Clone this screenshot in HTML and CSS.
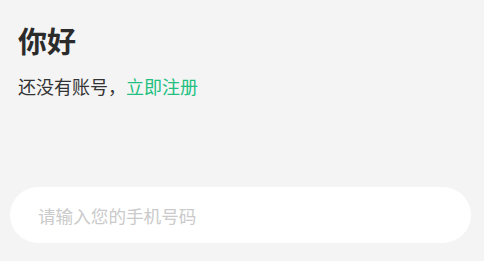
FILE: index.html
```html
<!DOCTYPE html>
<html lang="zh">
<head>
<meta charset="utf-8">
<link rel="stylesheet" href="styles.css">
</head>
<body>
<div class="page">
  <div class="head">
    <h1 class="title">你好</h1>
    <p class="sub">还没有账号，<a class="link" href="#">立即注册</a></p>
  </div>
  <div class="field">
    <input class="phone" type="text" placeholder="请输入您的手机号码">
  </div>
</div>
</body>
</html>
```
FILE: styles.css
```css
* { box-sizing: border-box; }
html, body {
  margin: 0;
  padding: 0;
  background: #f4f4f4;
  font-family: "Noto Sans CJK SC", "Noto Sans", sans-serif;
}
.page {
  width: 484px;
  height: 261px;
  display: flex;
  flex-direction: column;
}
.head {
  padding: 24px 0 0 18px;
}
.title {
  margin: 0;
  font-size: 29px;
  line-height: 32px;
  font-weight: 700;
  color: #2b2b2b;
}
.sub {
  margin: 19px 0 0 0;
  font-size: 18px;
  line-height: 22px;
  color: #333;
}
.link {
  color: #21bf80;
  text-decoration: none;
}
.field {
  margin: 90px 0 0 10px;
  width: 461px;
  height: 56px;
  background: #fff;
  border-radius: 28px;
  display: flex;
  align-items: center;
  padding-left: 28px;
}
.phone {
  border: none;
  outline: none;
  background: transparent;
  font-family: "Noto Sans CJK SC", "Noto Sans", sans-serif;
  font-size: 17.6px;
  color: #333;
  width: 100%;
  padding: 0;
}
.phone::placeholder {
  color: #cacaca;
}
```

---+---

■ Stated goal ■
Drop the images and repeat the data exactly.

■ Task answer ■
Clone this screenshot in HTML and CSS.
FILE: index.html
```html
<!DOCTYPE html>
<html lang="zh">
<head>
<meta charset="utf-8">
<link rel="stylesheet" href="styles.css">
</head>
<body>
<div class="page">
  <div class="head">
    <h1 class="title">你好</h1>
    <p class="sub">还没有账号，<a class="link" href="#">立即注册</a></p>
  </div>
  <div class="field">
    <input class="phone" type="text" placeholder="请输入您的手机号码">
  </div>
</div>
</body>
</html>
```
FILE: styles.css
```css
* { box-sizing: border-box; }
html, body {
  margin: 0;
  padding: 0;
  background: #f4f4f4;
  font-family: "Noto Sans CJK SC", "Noto Sans", sans-serif;
}
.page {
  width: 484px;
  height: 261px;
  display: flex;
  flex-direction: column;
}
.head {
  padding: 24px 0 0 18px;
}
.title {
  margin: 0;
  font-size: 29px;
  line-height: 32px;
  font-weight: 700;
  color: #2b2b2b;
}
.sub {
  margin: 19px 0 0 0;
  font-size: 18px;
  line-height: 22px;
  color: #333;
}
.link {
  color: #21bf80;
  text-decoration: none;
}
.field {
  margin: 90px 0 0 10px;
  width: 461px;
  height: 56px;
  background: #fff;
  border-radius: 28px;
  display: flex;
  align-items: center;
  padding-left: 28px;
}
.phone {
  border: none;
  outline: none;
  background: transparent;
  font-family: "Noto Sans CJK SC", "Noto Sans", sans-serif;
  font-size: 17.6px;
  color: #333;
  width: 100%;
  padding: 0;
}
.phone::placeholder {
  color: #cacaca;
}
```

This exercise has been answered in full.